The language and culture are intertwined, culture manifests through language while language reflects the culture; the language being the broad indicator of our identity. It therefore enjoins upon us to speak in our mother language Sindhi and thereby retain our identity.
“We, the Sindhis” need to undertake the great manthan, among ourselves and must speak in our mother language Sindhi so as to churn out the nectar of saving our language, our heritage, our identity, our Sindhiyat. It would be worthwhile to lay emphasis on education, the younger generation and our linguistic rights to come up with viable solutions to save our endangered language and cultural identity in India.
Yes, together, we can. We surely can save our identity, our sindhiyat, if we resolve to put our act together and start speaking in Sindhi in our homes. Happy New Year!

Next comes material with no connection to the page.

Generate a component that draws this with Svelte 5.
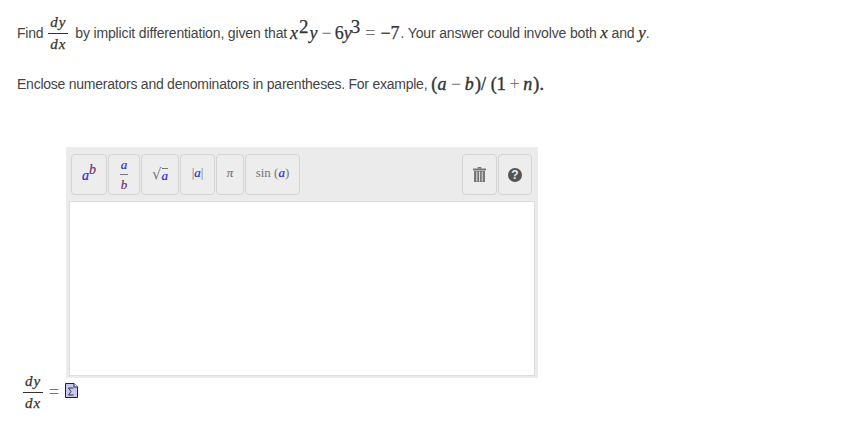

Dr. Nandlal Jotwani holds the Constitutional position of the National Commissioner for Linguistic Minorities in India, Government of India. He is also a Member of the Steering Committee of the Planning Commission, Government of India, and engaged in national planning on Empowerment of Minorities in India. Earlier, he distinguished himself as the Wing Commander in Indian Air Force where he was honoured, among many other Medals and Awards, with the Paschmi Star (Star of the Western Sector) Medal and the Sangram (War) Medal. He has the distinction of being the U.G.C.-sponsored Research Fellow in Sindhi Linguistics, who worked on a lexicological project “Sindhi-English Dictionary – with phonetic transcriptions” (1964-65). He was honoured with the status of the 'Visiting Fellow' by Stanford University, U.S.A. (2003-04) and decorated with the national award of the 'Sindhu Ratna' by the Central Federation of the Sindhi Panchayats, New Delhi (2011). The ideas expressed in this presentation are his purely personal views.